Biological Innovations

Peripheral Nerve

autologIX for Peripheral Nerve

“89% complete pain elimination sustained 5.4 years — beginning 2 weeks before reinnervation was possible (Kuffler 2026).”

The scientific rationale

Standard PRP concentrates platelets and their growth factors — PDGF, VEGF, TGF-beta. But the two growth factors most critical for peripheral nerve regeneration are plasma-derived, not platelet-derived, and standard PRP achieves zero enrichment of either.

IGF-1 is the Schwann cell survival factor (Syroid et al. 1999). In diabetic neuropathy, circulating IGF-1 is diminished and peripheral nerve IGF-1 mRNA is reduced — yet replacement of IGF-1 prevents neuropathy despite persistent hyperglycemia. Beitia et al. (2023) confirmed IGF-1 is the only growth factor correlated with cell proliferation in PRP and it does not correlate with platelet count. HGF activates repair Schwann cells through c-Met signaling and upregulates GDNF — the most potent motor neuron survival factor (Ko et al. 2018). HGF gene therapy (VM202) has received FDA RMAT designation for diabetic neuropathy, with Phase 2 data showing 48.4% of patients achieved 50% or greater pain reduction versus 17.6% placebo (P = 0.03).

autologIX enriches both IGF-1 and HGF through ultrafiltration, closing the neurotrophic gap that standard PRP cannot fill. The 15 kDa membrane retains all dimeric neurotrophins: NGF (26.5 kDa), BDNF (27 kDa), NT-3 (27.3 kDa). Platelets carry approximately 99% of peripheral BDNF. Concentrated fibrinogen provides a scaffold that binds at least 15 growth factors including BDNF and NT-3 for sustained delivery.

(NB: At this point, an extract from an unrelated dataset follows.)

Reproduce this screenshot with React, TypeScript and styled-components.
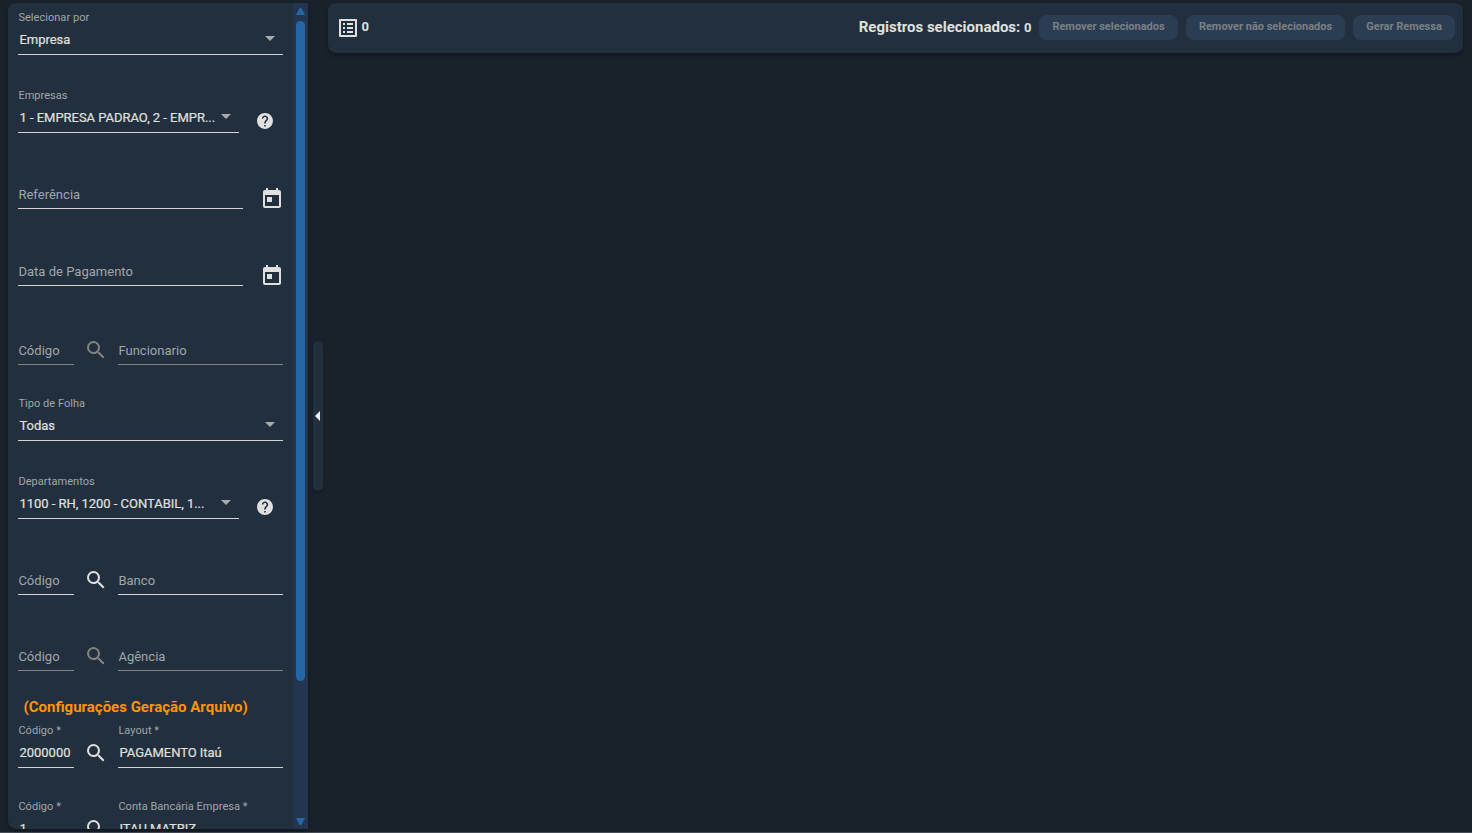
import React from "react";
import styled, { createGlobalStyle } from "styled-components";
import { MdHelp, MdListAlt, MdSearch, MdToday } from "react-icons/md";

const GlobalStyle = createGlobalStyle`
  * { box-sizing: border-box; }
  body {
    margin: 0;
    background: #19222b;
    font-family: Roboto, "Open Sans", sans-serif;
    overflow: hidden;
  }
`;

const Page = styled.div`
  display: flex;
  height: 833px;
  padding: 3px 9px 0 8px;
  border-bottom: 1px solid #464d55;
  color: #e0e0de;
`;

const Sidebar = styled.aside`
  display: flex;
  width: 300px;
  height: 826px;
  flex: none;
  overflow: hidden;
  border-radius: 8px 0 0 8px;
  background: #212f3f;
  box-shadow: 0 2px 4px rgba(0, 0, 0, 0.35);
`;

const Filters = styled.form`
  width: 285px;
  height: 826px;
  padding-left: 10px;
  overflow: hidden;
`;

const Row = styled.div<{ $height: number }>`
  display: flex;
  align-items: flex-end;
  height: ${(p) => p.$height}px;
`;

const FieldBox = styled.div<{ $width: number; $disabled?: boolean }>`
  display: flex;
  flex: none;
  flex-direction: column;
  justify-content: flex-end;
  width: ${(p) => p.$width}px;
  border-bottom: 1px solid ${(p) => (p.$disabled ? "#85837f" : "#d4d3d0")};
`;

const FloatingLabel = styled.label`
  height: 15px;
  padding-left: 0.4px;
  font-size: 11px;
  line-height: 15px;
  letter-spacing: 0.04px;
  color: #a3a6a9;
  white-space: nowrap;
`;

const EmptyLabel = styled.label`
  height: 27px;
  padding-left: 0.4px;
  font-size: 13px;
  line-height: 28px;
  color: #a3a6a9;
  letter-spacing: 0.02px;
  white-space: nowrap;
`;

const ValueLine = styled.div`
  display: flex;
  align-items: center;
  justify-content: space-between;
  height: 29px;
  padding: 0 8px 0 1.5px;
`;

const Value = styled.span`
  font-size: 13px;
  line-height: 29px;
  letter-spacing: -0.03px;
  white-space: nowrap;
  -webkit-text-stroke: 0.2px currentColor;
`;

const Caret = styled.i`
  width: 0;
  height: 0;
  margin-bottom: 3px;
  border: 5px solid transparent;
  border-top-color: #a9abab;
  border-bottom: 0;
`;

const IconSlot = styled.span<{ $left: number; $drop?: number; $dim?: boolean }>`
  display: flex;
  flex: none;
  margin: 0 0 ${(p) => -(p.$drop ?? 0)}px ${(p) => p.$left}px;
  color: ${(p) => (p.$dim ? "#828382" : "#e0e0de")};
`;

const LookupSlot = styled(IconSlot)`
  margin-right: 10px;
`;

const SectionTitle = styled.h2`
  height: 26px;
  margin: 0;
  padding: 21px 0 0 5.5px;
  color: #ff9408;
  font-size: 15px;
  font-weight: 700;
  line-height: 30px;
  white-space: nowrap;
`;

const ScrollTrack = styled.div`
  display: flex;
  flex-direction: column;
  align-items: center;
  width: 15px;
  height: 826px;
  padding: 5px 0 4px;
  background: #24364f;
`;

const ScrollArrow = styled.i<{ $down?: boolean }>`
  width: 9px;
  height: 7px;
  background: #2466a6;
  clip-path: ${(p) =>
    p.$down ? "polygon(0 0, 100% 0, 60% 100%, 40% 100%)" : "polygon(40% 0, 60% 0, 100% 100%, 0 100%)"};
`;

const ScrollThumb = styled.div`
  width: 9px;
  height: 660px;
  margin: 6px 0 auto;
  border-radius: 5px;
  background: #2466a6;
`;

const CollapseHandle = styled.button`
  display: flex;
  align-items: center;
  align-self: flex-start;
  flex: none;
  width: 10px;
  height: 150px;
  margin: 338px 5px 0;
  padding: 0 0 0 2px;
  border: 0;
  border-radius: 5px;
  background: #212f3f;
  box-shadow: 0 1px 2px rgba(0, 0, 0, 0.3);
`;

const CollapseArrow = styled.i`
  border: 5px solid transparent;
  border-right-color: #f0f0ee;
  border-left: 0;
`;

const Toolbar = styled.header`
  display: flex;
  flex: 1;
  align-items: center;
  height: 50px;
  padding: 0 8px;
  border-radius: 8px;
  background: #212f3f;
  box-shadow: 0 2px 4px rgba(0, 0, 0, 0.35);
`;

const Count = styled.b`
  margin: 0 auto 3px 1.5px;
  font-size: 13px;
`;

const Summary = styled.b`
  margin-right: -0.5px;
  padding-bottom: 2px;
  font-size: 15px;
  white-space: nowrap;
`;

const SummaryCount = styled.span`
  font-size: 13px;
`;

const ActionButton = styled.button<{ $width: number }>`
  flex: none;
  width: ${(p) => p.$width}px;
  height: 25px;
  margin: 0 0 1px 8px;
  padding: 0 0 2px;
  border: 0;
  border-radius: 8px;
  background: #2a3d53;
  color: #7b8085;
  font: 700 11px Roboto, sans-serif;
  white-space: nowrap;
`;

type FieldProps = {
  label: string;
  value?: string;
  width: number;
  select?: boolean;
  disabled?: boolean;
};

function Field({ label, value, width, select, disabled }: FieldProps) {
  return (
    <FieldBox $width={width} $disabled={disabled}>
      {value ? (
        <>
          <FloatingLabel>{label}</FloatingLabel>
          <ValueLine>
            <Value>{value}</Value>
            {select && <Caret />}
          </ValueLine>
        </>
      ) : (
        <EmptyLabel>{label}</EmptyLabel>
      )}
    </FieldBox>
  );
}

type LookupProps = {
  height: number;
  codeLabel?: string;
  code?: string;
  label: string;
  value?: string;
  disabled?: boolean;
};

function Lookup({ height, codeLabel = "Código", code, label, value, disabled }: LookupProps) {
  return (
    <Row $height={height}>
      <Field label={codeLabel} value={code} width={56} disabled={disabled} />
      <LookupSlot $left={10} $drop={-3} $dim={disabled}>
        <MdSearch size={24} />
      </LookupSlot>
      <Field label={label} value={value} width={165} disabled={disabled} />
    </Row>
  );
}

function MultiSelect({ label, value }: { label: string; value: string }) {
  return (
    <Row $height={78}>
      <Field label={label} value={value} width={221} select />
      <IconSlot $left={16} $drop={-2}>
        <MdHelp size={20} viewBox="-0.6 -0.6 25.2 25.2" />
      </IconSlot>
    </Row>
  );
}

function DateField({ label, height }: { label: string; height: number }) {
  return (
    <Row $height={height}>
      <Field label={label} width={225} />
      <IconSlot $left={17} $drop={2}>
        <MdToday size={24} />
      </IconSlot>
    </Row>
  );
}

export default function App() {
  return (
    <>
      <GlobalStyle />
      <Page>
        <Sidebar>
          <Filters>
            <Row $height={52}>
              <Field label="Selecionar por" value="Empresa" width={265} select />
            </Row>
            <MultiSelect label="Empresas" value="1 - EMPRESA PADRAO, 2 - EMPR..." />
            <DateField label="Referência" height={76} />
            <DateField label="Data de Pagamento" height={77} />
            <Lookup height={79} label="Funcionario" disabled />
            <Row $height={76}>
              <Field label="Tipo de Folha" value="Todas" width={265} select />
            </Row>
            <MultiSelect label="Departamentos" value="1100 - RH, 1200 - CONTABIL, 1..." />
            <Lookup height={76} label="Banco" />
            <Lookup height={76} label="Agência" disabled />
            <SectionTitle>(Configurações Geração Arquivo)</SectionTitle>
            <Lookup height={71} codeLabel="Código *" code="2000000" label="Layout *" value="PAGAMENTO Itaú" />
            <Lookup height={76} codeLabel="Código *" code="1" label="Conta Bancária Empresa *" value="ITAU MATRIZ" />
          </Filters>
          <ScrollTrack>
            <ScrollArrow />
            <ScrollThumb />
            <ScrollArrow $down />
          </ScrollTrack>
        </Sidebar>
        <CollapseHandle type="button" aria-label="Recolher filtros">
          <CollapseArrow />
        </CollapseHandle>
        <Toolbar>
          <MdListAlt size={24} />
          <Count>0</Count>
          <Summary>
            Registros selecionados: <SummaryCount>0</SummaryCount>
          </Summary>
          <ActionButton $width={139} disabled>Remover selecionados</ActionButton>
          <ActionButton $width={159} disabled>Remover não selecionados</ActionButton>
          <ActionButton $width={102} disabled>Gerar Remessa</ActionButton>
        </Toolbar>
      </Page>
    </>
  );
}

Three clinical anchors support PRP for nerve: carpal tunnel syndrome (9+ meta-analyses; PRP superior to corticosteroids at 6–12 months), diabetic neuropathy (17.7% NCV improvement — the largest for any injectable), and nerve injury repair (Kuffler 2026: 89% complete pain elimination sustained 5.4 years).

The AAOS 2024 guideline issued a strong recommendation against PRP for long-term CTS benefit. This must be disclosed: however, the evidence search ended November 2022, excluding six major post-2022 meta-analyses that unanimously favor PRP. The peer reviewer formally dissented.

Clinical studies investigating autologIX outcomes for peripheral nerve are in development.

Key published evidence

Fathallah et al. 2024 — Largest CTS synthesis (131 studies, 9,337 subjects). PRP significantly superior to corticosteroids for function (P < 0.00001), severity (P = 0.04), and pain (P = 0.007) at 6–12 months.

Kuffler et al. 2026 — 89% complete pain elimination sustained 5.4 years in nerve gap repair. Pain reduction at 2 weeks — before reinnervation. Experimental Biology and Medicine.

Elsayed et al. 2025 — DPN: tibial NCV improved 17.7% (P < 0.001). Control group deteriorated. Journal of Ultrasound.

Ko et al. 2018 — HGF activates repair Schwann cells via c-Met; upregulates GDNF. Scientific Reports.

Syroid et al. 1999 — IGF-1 promotes Schwann cell survival via autocrine/paracrine loop. Journal of Neuroscience.

Limitations

AAOS 2024 issued a strong recommendation against PRP for long-term CTS benefit (evidence cutoff November 2022; peer reviewer dissented). DPN evidence is limited to small studies from Egypt/Pakistan. Kuffler data is a case series from a single group. No autologIX-specific nerve data exist.